Sabirah had her own “Feinstein moment” when she recently wrote to Pennsylvania GOP Sen. Pat Toomey about the Green New Deal, and got back a lengthy rejoinder about jobs and how much that fossil fuels pump into the state’s economy. (She posted some of Toomey’s response on Twitter.) Sabirah said she found the senator’s short-sighted view to be infuriating.

“I’m seeing people suffer, and you care about money,” Sabirah said, her voiced laced with the frustration of knowing that her generation will be dealing with the climate mess deep into the 21st century, long after the Pat Toomeys of the world are gone from center stage.

Indeed, those who chafe at the idea that children can change the world are ignorant of history, including recent events. In Birmingham in 1963, the protest marches against segregation and job discrimination led by Dr. Martin Luther King were initially going nowhere, with many black adults reluctant to join in and so-called white moderate preachers telling King his timing wasn’t right, prompting his Letter from a Birmingham Jail. In the end, it took a Children’s Crusade of several thousand kids who didn’t want a segregated future to fill the jails, prompt the white supremacists to call on dogs and fire houses, and ultimately win the day.

Some 56 years later, we need a new Children’s Crusade to convince both oil-soaked patriarchs and the cowardly moderates of the 21st century that incrementalism to save the world’s livable climate is no longer morally acceptable.

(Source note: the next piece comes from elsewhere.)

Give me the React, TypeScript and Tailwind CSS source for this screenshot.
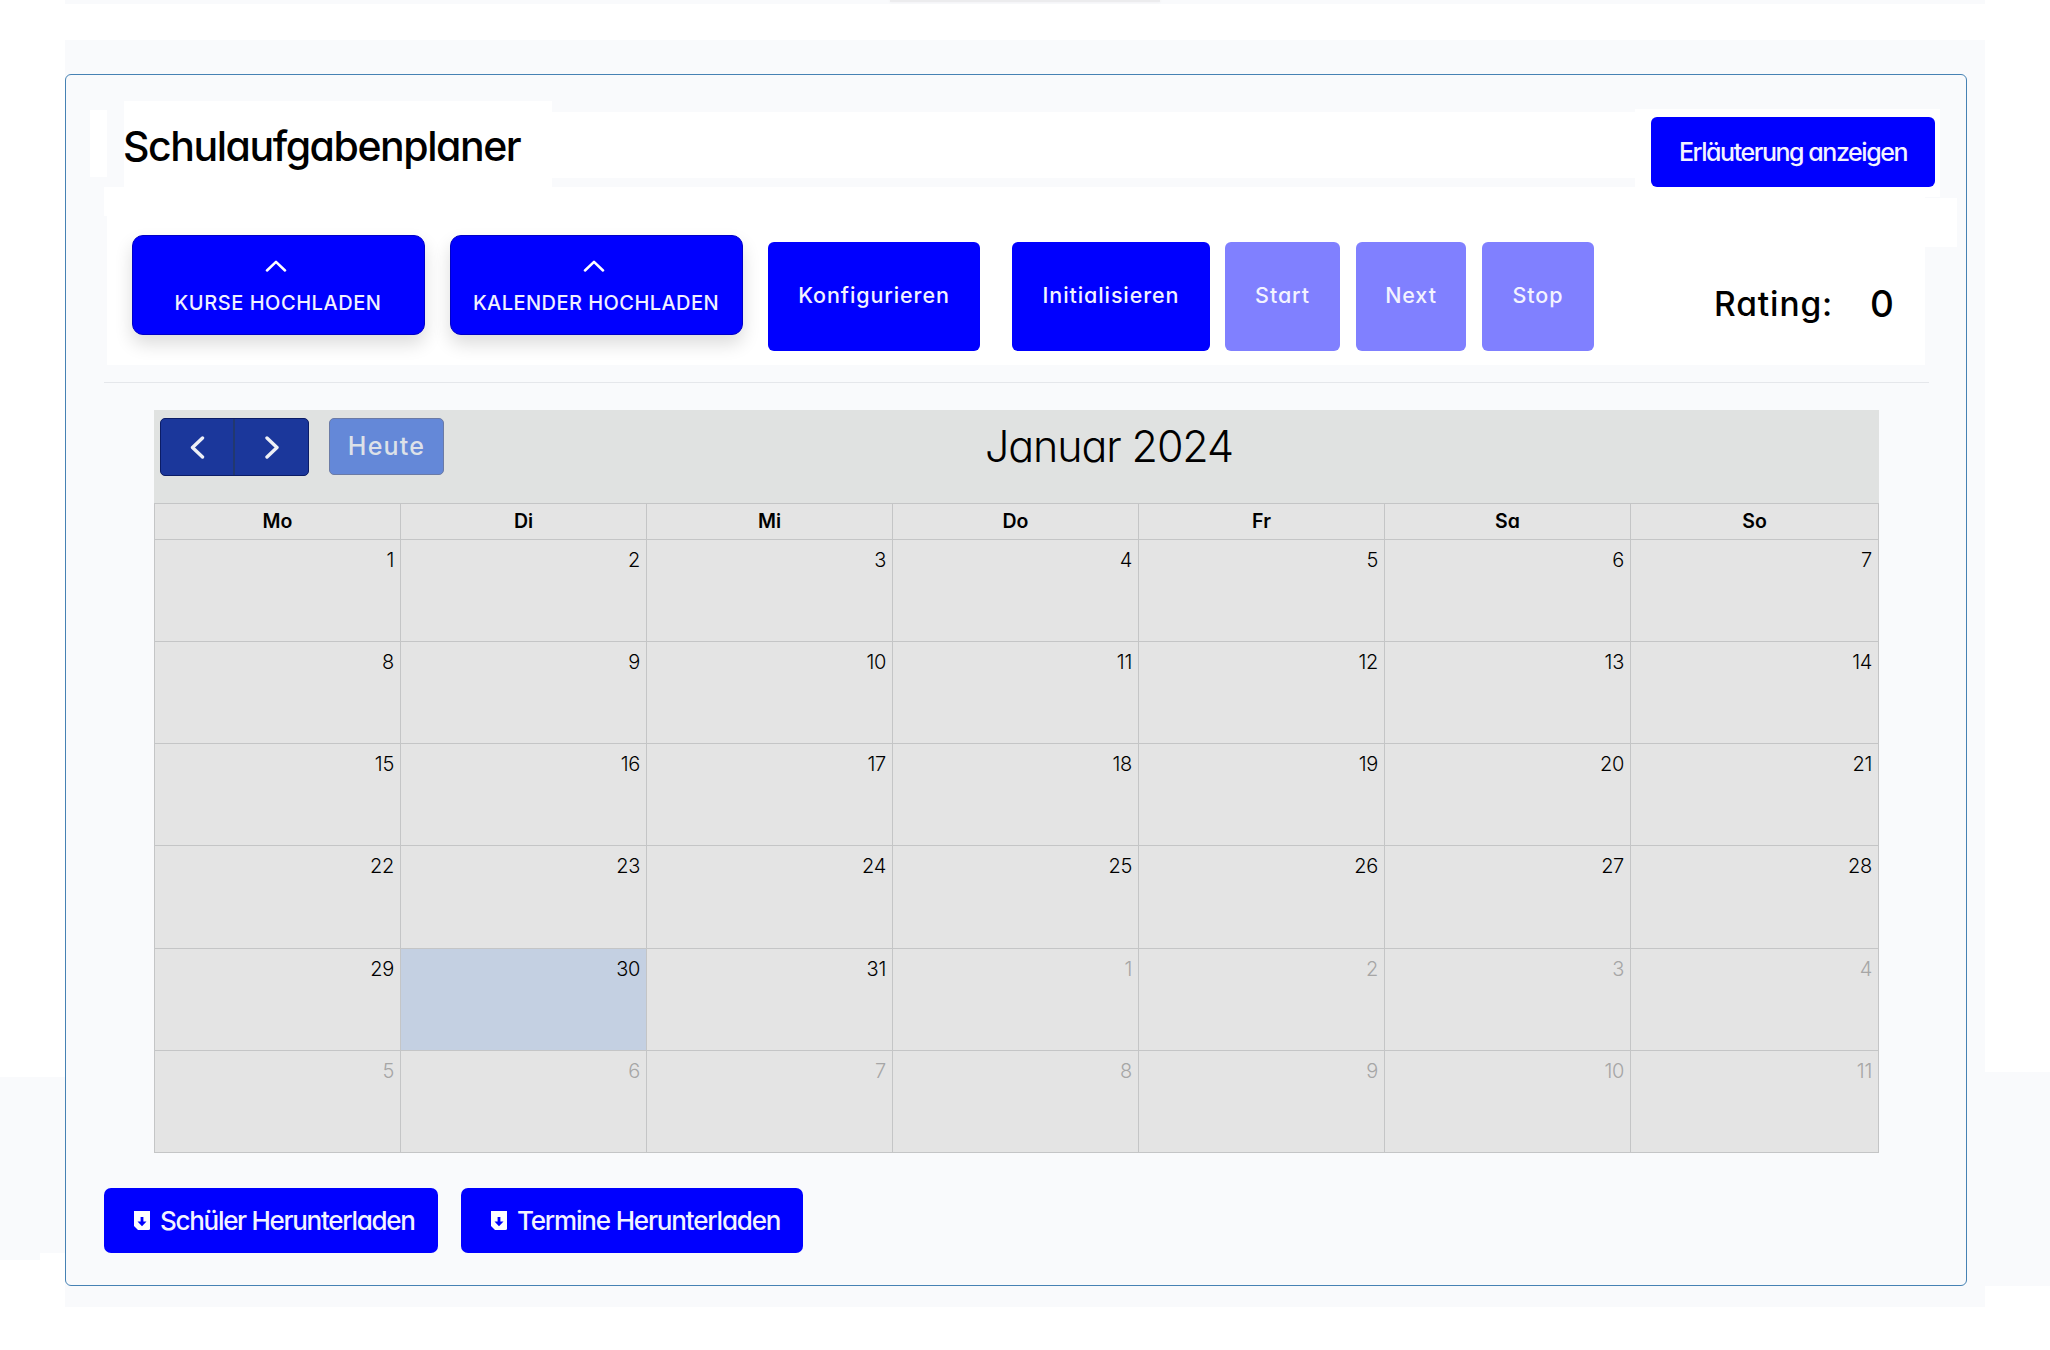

This late-stage Baby Boomer is ready for the solar-powered torch of leadership to pass to a new generation.

This month’s action: Time to ditch the K-cup? I’ve promised this year to a) write every month about climate change (3-for-3...whoo-hoo!) and b) offer small everyday tips on things you can do that make in impact, with the idea that action shouldn’t always be large and overwhelming. This month’s tip may be a little hard for us caffeine addicts: giving up our beloved K-cup coffee? But what if I told you 9 billion K-cups every year are filling our trash trucks and getting bulldozed under our landfills, burning up a decent amount of gasoline in the process? When it comes to coffee, maybe being a drip isn’t so bad.